The porches had undergone inspections before. Each time they had been declared safe. Further investigations showed that the inspector in charge of certifying the porches at that location was new, woefully under-qualified and not prepared to do his job.

The city sued the owners of the building and cited the breeches in the city ordinances that they felt resulted in the collapse. LG Properties was named in the suit along with Philip Pappas and George Koutroumos, the contractors who had built the porches and balconies in the first place. The city spent time and money inspecting other porches that had been built by Pappas and LG Properties. They discovered more violations.

Aftermath

As for Pappas, he claimed overcrowding was the problem, not his construction. An undercover investigation by a local media outlet showed that he had installed “no partying” signs on other properties he owned and meant it specifically for the balconies. Pappas also said that some witnesses claimed party-goers were jumping on the balcony just before it collapsed.

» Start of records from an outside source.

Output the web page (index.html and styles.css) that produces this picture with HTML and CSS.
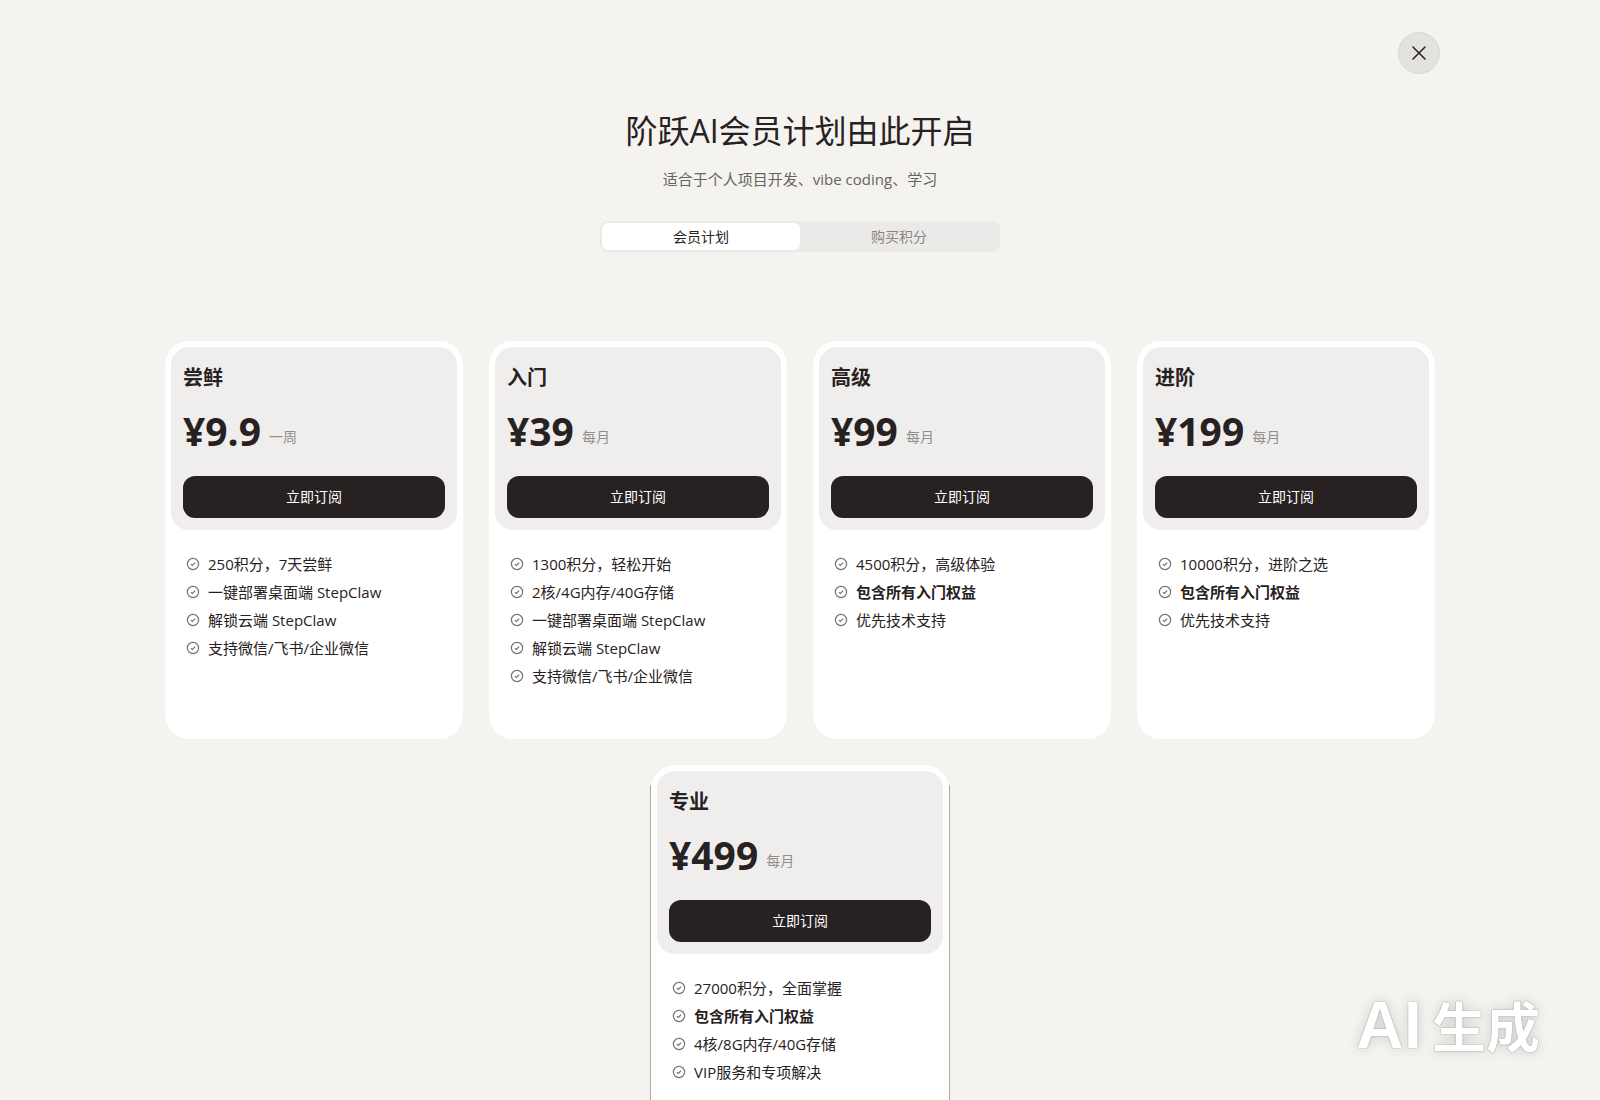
FILE: index.html
```html
<!DOCTYPE html>
<html lang="zh-CN">
<head>
  <meta charset="UTF-8" />
  <meta name="viewport" content="width=device-width, initial-scale=1.0"/>
  <title>阶跃AI会员计划</title>
  <link rel="stylesheet" href="styles.css">
</head>
<body>
  <svg class="sprite" aria-hidden="true">
    <symbol id="check" viewBox="0 0 14 14">
      <circle cx="7" cy="7" r="5.6" />
      <path d="M4.9 7.2 6.4 8.5 9.1 5.6" />
    </symbol>
  </svg>

  <div class="overlay">
    <header class="topbar">
      <button class="close-btn" type="button" aria-label="关闭">
        <svg viewBox="0 0 14 14"><path d="M1 1 13 13M13 1 1 13" /></svg>
      </button>
    </header>

    <main>
      <h1>阶跃AI会员计划由此开启</h1>
      <p class="subtitle">适合于个人项目开发、vibe coding、学习</p>

      <div class="tabs" role="tablist">
        <button class="tab active" type="button" role="tab" aria-selected="true">会员计划</button>
        <button class="tab" type="button" role="tab" aria-selected="false">购买积分</button>
      </div>

      <div class="plans">
        <section class="card">
          <div class="panel">
            <h2>尝鲜</h2>
            <p class="price">¥9.9 <span class="period">一周</span></p>
            <button class="subscribe-btn" type="button">立即订阅</button>
          </div>
          <ul class="features">
            <li><svg><use href="#check" /></svg>250积分，7天尝鲜</li>
            <li><svg><use href="#check" /></svg>一键部署桌面端 StepClaw</li>
            <li><svg><use href="#check" /></svg>解锁云端 StepClaw</li>
            <li><svg><use href="#check" /></svg>支持微信/飞书/企业微信</li>
          </ul>
        </section>

        <section class="card">
          <div class="panel">
            <h2>入门</h2>
            <p class="price">¥39 <span class="period">每月</span></p>
            <button class="subscribe-btn" type="button">立即订阅</button>
          </div>
          <ul class="features">
            <li><svg><use href="#check" /></svg>1300积分，轻松开始</li>
            <li><svg><use href="#check" /></svg>2核/4G内存/40G存储</li>
            <li><svg><use href="#check" /></svg>一键部署桌面端 StepClaw</li>
            <li><svg><use href="#check" /></svg>解锁云端 StepClaw</li>
            <li><svg><use href="#check" /></svg>支持微信/飞书/企业微信</li>
          </ul>
        </section>

        <section class="card">
          <div class="panel">
            <h2>高级</h2>
            <p class="price">¥99 <span class="period">每月</span></p>
            <button class="subscribe-btn" type="button">立即订阅</button>
          </div>
          <ul class="features">
            <li><svg><use href="#check" /></svg>4500积分，高级体验</li>
            <li><svg><use href="#check" /></svg><strong>包含所有入门权益</strong></li>
            <li><svg><use href="#check" /></svg>优先技术支持</li>
          </ul>
        </section>

        <section class="card">
          <div class="panel">
            <h2>进阶</h2>
            <p class="price">¥199 <span class="period">每月</span></p>
            <button class="subscribe-btn" type="button">立即订阅</button>
          </div>
          <ul class="features">
            <li><svg><use href="#check" /></svg>10000积分，进阶之选</li>
            <li><svg><use href="#check" /></svg><strong>包含所有入门权益</strong></li>
            <li><svg><use href="#check" /></svg>优先技术支持</li>
          </ul>
        </section>

        <section class="card outlined">
          <div class="panel">
            <h2>专业</h2>
            <p class="price">¥499 <span class="period">每月</span></p>
            <button class="subscribe-btn" type="button">立即订阅</button>
          </div>
          <ul class="features">
            <li><svg><use href="#check" /></svg>27000积分，全面掌握</li>
            <li><svg><use href="#check" /></svg><strong>包含所有入门权益</strong></li>
            <li><svg><use href="#check" /></svg>4核/8G内存/40G存储</li>
            <li><svg><use href="#check" /></svg>VIP服务和专项解决</li>
          </ul>
        </section>
      </div>
    </main>
  </div>

  <div class="watermark"><span class="latin">AI</span><span>生成</span></div>
</body>
</html>
```
FILE: styles.css
```css
* {
  box-sizing: border-box;
}
body {
  margin: 0;
  background: #f4f3ef;
  color: #272121;
  font-family: "Open Sans", "Noto Sans CJK SC", sans-serif;
  font-size: 14px;
}
h1, h2, p, ul {
  margin: 0;
  padding: 0;
}
button {
  border: none;
  padding: 0;
  font: inherit;
  cursor: pointer;
}
.sprite {
  display: none;
}
.overlay {
  height: 100vh;
  overflow-y: auto;
  scrollbar-width: none;
}
.topbar {
  display: flex;
  justify-content: flex-end;
  padding: 32px 10% 0;
}
.close-btn {
  display: flex;
  align-items: center;
  justify-content: center;
  width: 42px;
  height: 42px;
  border: 1px solid #d9d8d5;
  border-radius: 50%;
  background: #e3e2df;
}
.close-btn svg {
  width: 14px;
  height: 14px;
  fill: none;
  stroke: #272121;
  stroke-width: 1.5;
  stroke-linecap: round;
}
main {
  display: flex;
  flex-direction: column;
  align-items: center;
  padding: 33px 20px 48px;
}
h1 {
  font-size: 32px;
  font-weight: 400;
  line-height: 48px;
}
.subtitle {
  margin-top: 12px;
  color: #666361;
  font-size: 15px;
  line-height: 24px;
}
.tabs {
  display: flex;
  width: 400px;
  max-width: 100%;
  margin-top: 30px;
  padding: 2px;
  border-radius: 8px;
  background: #ebeae8;
}
.tab {
  flex: 1;
  height: 27px;
  padding-bottom: 2px;
  border-radius: 6px;
  background: none;
  color: #8c8583;
}
.tab.active {
  background: #fff;
  color: #272121;
}
.plans {
  display: flex;
  flex-wrap: wrap;
  justify-content: center;
  gap: 26px;
  max-width: 1280px;
  margin-top: 89px;
}
.card {
  width: 298px;
  padding: 6px 6px 49px;
  border-radius: 24px;
  background: #fff;
}
/* hairlines on the straight part of the sides only */
.card.outlined {
  position: relative;
}
.card.outlined::before {
  content: "";
  position: absolute;
  inset: 20px -1px;
  border: solid #a9a8a6;
  border-width: 0 1px;
  pointer-events: none;
}
.panel {
  padding: 12px;
  border-radius: 18px;
  background: #efeeec;
}
.panel h2 {
  font-size: 20px;
  font-weight: 700;
  line-height: 38px;
}
.price {
  display: flex;
  align-items: flex-end;
  gap: 8px;
  margin: 10px 0 21px;
  font-size: 39px;
  font-weight: 700;
  line-height: 48px;
}
.period {
  color: #918e8c;
  font-size: 14px;
  font-weight: 400;
  line-height: 36px;
}
.subscribe-btn {
  width: 100%;
  height: 42px;
  padding-bottom: 2px;
  border-radius: 12px;
  background: #272121;
  color: #fff;
}
.features {
  padding: 20px 15px 0;
  font-size: 15px;
  list-style: none;
}
.features li {
  display: flex;
  align-items: center;
  gap: 8px;
  height: 28px;
  line-height: 28px;
}
.features svg {
  width: 14px;
  height: 14px;
  fill: none;
  stroke: #777371;
  stroke-width: 1.2;
}
.watermark {
  position: fixed;
  right: 60px;
  bottom: 31px;
  display: flex;
  align-items: baseline;
  gap: 10px;
  color: #fff;
  font-family: "Liberation Sans", "Noto Sans CJK SC", sans-serif;
  font-size: 54px;
  font-weight: 700;
  line-height: 80px;
  text-shadow: 0 0 1px #888, 0 0 1px #999, 0 0 12px #cccbc7;
  pointer-events: none;
}
.watermark .latin {
  font-size: 66px;
}
```
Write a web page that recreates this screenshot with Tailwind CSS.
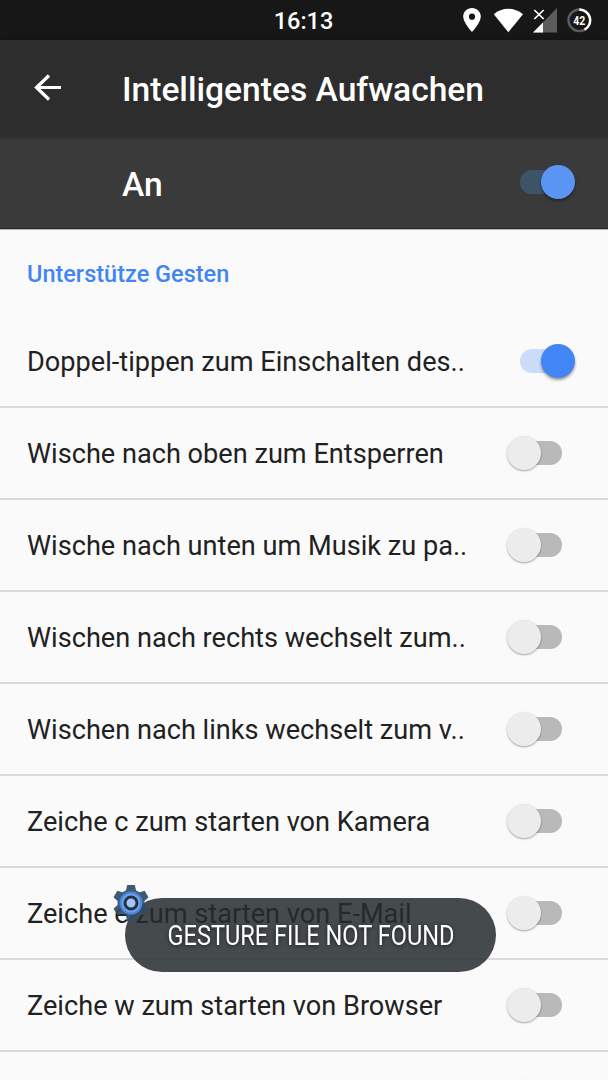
<!DOCTYPE html>
<html lang="de">
<head>
    <meta charset="UTF-8">
    <meta name="viewport" content="width=device-width, initial-scale=1">
    <title>Intelligentes Aufwachen</title>
    <script src="https://cdn.jsdelivr.net/npm/@tailwindcss/browser@4"></script>
</head>
<body class="bg-[#fafafa] font-['Roboto',sans-serif] text-[#212121]">
    <div class="relative flex flex-col w-[608px] h-[1080px] overflow-hidden">
        <!-- Statusleiste -->
        <div class="relative shrink-0 h-10 bg-[#171717] flex items-center justify-end pr-4 text-white">
            <span class="absolute left-0 right-px top-[3px] text-center text-[23.5px] leading-9 font-medium">16:13</span>
            <svg class="w-[130px] h-10" viewBox="0 0 130 40">
                <path fill="#fff" fill-rule="evenodd" d="M10 8c-5 0-8.800 3.800-8.800 8.600C1.200 23 10 32 10 32s8.800-9 8.800-15.400C18.800 11.800 15 8 10 8zm0 5.600a3.100 3.100 0 1 1 0 6.200a3.100 3.100 0 0 1 0-6.200z"/>
                <path fill="#fff" d="M46.300 32.200L31.800 14.200C40 6.800 52.500 6.800 61 14.200z"/>
                <path fill="#5c5c5c" d="M95 8v24.500H71z"/>
                <path fill="#fff" d="M81 22.500v10H71z"/>
                <path stroke="#fff" stroke-width="1.700" d="M72.300 10l9.400 9M81.700 10l-9.400 9"/>
                <circle cx="117.300" cy="20.300" r="10.800" fill="none" stroke="#5c5c5c" stroke-width="2.400"/>
                <path fill="none" stroke="#fff" stroke-width="2.400" d="M117.300 9.500a10.800 10.800 0 0 1 5.200 20.300"/>
                <text x="117.300" y="25.200" fill="#fff" font-size="12.500" font-weight="700" text-anchor="middle" textLength="12" lengthAdjust="spacingAndGlyphs">42</text>
            </svg>
        </div>

        <!-- Titelleiste -->
        <header class="relative z-10 shrink-0 h-24 bg-[#2d2d2d] shadow-[0_1px_5px_rgba(0,0,0,0.3)] flex items-center pl-[34px] text-white">
            <svg class="w-7 h-[27px] mb-0.5" viewBox="0 0 28 27" fill="none" stroke="#fff" stroke-width="3.200">
                <path d="M27 13.500H2.500M15 1.500L2.500 13.500L15 25.500"/>
            </svg>
            <h1 class="ml-[60px] mt-1 text-[33.6px] leading-10 font-medium whitespace-nowrap">Intelligentes Aufwachen</h1>
        </header>

        <!-- Hauptschalter -->
        <div class="shrink-0 h-[93px] bg-[#3a3a3a] border-b border-[#282828] flex items-center justify-between pl-[122px] pr-[33px] text-white">
            <span class="mt-[5px] text-[33.6px] leading-10 font-medium">An</span>
            <div class="w-[68px] h-[34px] flex items-center pl-[13px]">
                <div class="w-[42px] h-6 rounded-full bg-[#3d5468] shrink-0"></div>
                <div class="-ml-[21px] size-[34px] rounded-full bg-[#5a95f3] shadow-[0_2px_3px_rgba(0,0,0,0.4)] shrink-0"></div>
            </div>
        </div>

        <h2 class="shrink-0 h-[87px] border-t border-[#b5b5b5] pl-[27px] pt-[26px] text-[23.5px] leading-9 font-medium text-[#4285f4]">Unterstütze Gesten</h2>

        <ul id="gestures"></ul>

        <!-- Toast -->
        <div class="absolute left-[125px] top-[898px] w-[371px] h-[74px] rounded-full bg-[#242b2e]/85 flex items-center justify-center">
            <svg class="w-[320px] h-10 overflow-visible" viewBox="0 0 320 40">
                <text x="16.500" y="29.500" fill="#fff" font-size="27" textLength="287" lengthAdjust="spacingAndGlyphs" class="drop-shadow-[0_1px_2px_rgba(0,0,0,0.6)]">GESTURE FILE NOT FOUND</text>
            </svg>
        </div>
        <svg class="absolute left-[113px] top-[885px] size-9" viewBox="-18 -18 36 36">
            <g fill="#2f4e68" opacity="0.920">
                <circle r="13.500"/>
                <path id="tooth" d="M-5.200 -12L-3.800 -18H3.800L5.200 -12z"/>
                <use href="#tooth" transform="rotate(60)"/>
                <use href="#tooth" transform="rotate(120)"/>
                <use href="#tooth" transform="rotate(180)"/>
                <use href="#tooth" transform="rotate(240)"/>
                <use href="#tooth" transform="rotate(300)"/>
            </g>
            <circle r="11.500" fill="#4b86dc"/>
            <circle r="9.500" fill="#6aa3f2"/>
            <circle r="6" fill="#a5c8fb" stroke="#263340" stroke-width="3"/>
        </svg>
    </div>

    <script>
        const gestures = [
            ['Doppel-tippen zum Einschalten des..', true],
            ['Wische nach oben zum Entsperren', false],
            ['Wische nach unten um Musik zu pa..', false],
            ['Wischen nach rechts wechselt zum..', false],
            ['Wischen nach links wechselt zum v..', false],
            ['Zeiche c zum starten von Kamera', false],
            ['Zeiche e zum starten von E-Mail', false],
            ['Zeiche w zum starten von Browser', false],
            ['', false],
        ];
        const switchOn = `
            <div class="w-[68px] h-[34px] flex items-center pl-[13px]">
                <div class="w-[42px] h-6 rounded-full bg-[#cbdcf8] shrink-0"></div>
                <div class="-ml-[21px] size-[34px] rounded-full bg-[#4285f4] shadow-[0_2px_3px_rgba(0,0,0,0.4)] shrink-0"></div>
            </div>`;
        const switchOff = `
            <div class="w-[68px] h-[34px] flex items-center">
                <div class="relative z-10 size-[34px] rounded-full bg-[#ececec] shadow-[0_1px_2px_rgba(0,0,0,0.35)] shrink-0"></div>
                <div class="-ml-[21px] w-[42px] h-6 rounded-full bg-[#b9b9b9] shrink-0"></div>
            </div>`;
        document.getElementById('gestures').innerHTML = gestures.map(([label, on]) => `
            <li class="h-[92px] flex items-center justify-between pl-[27px] pr-[33px] border-b-2 border-[#dadada]">
                <span class="mt-px text-[27.15px] leading-8 whitespace-nowrap">${label}</span>
                ${on ? switchOn : switchOff}
            </li>`).join('');
    </script>
</body>
</html>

In fact, the city did file a lawsuit, claiming negligence, against two survivors. William Fenton-Hathaway and John Koranda were charged because witnesses said they had been the ones doing the jumping on the porch just before it collapsed. John Koranda's brother, Robert, was killed in the accident.

No criminal charges were ever brought against anyone for the collapse. Pappas was ultimately fined $108,000 for the event. More lawsuits, these brought by families,n were filed against Pappas and against the city for their poor inspection policies. The amounts won or negotiated in those cases are kept sealed.

The balcony was eventually rebuilt. The apartment was deemed uninhabitable for a time, but eventually the apartments were re-opened. The second balcony was made out of metal instead of wood. The city also instituted new policies for inspecting balconies and new rules for the amount of experience needed to be an inspector for balconies.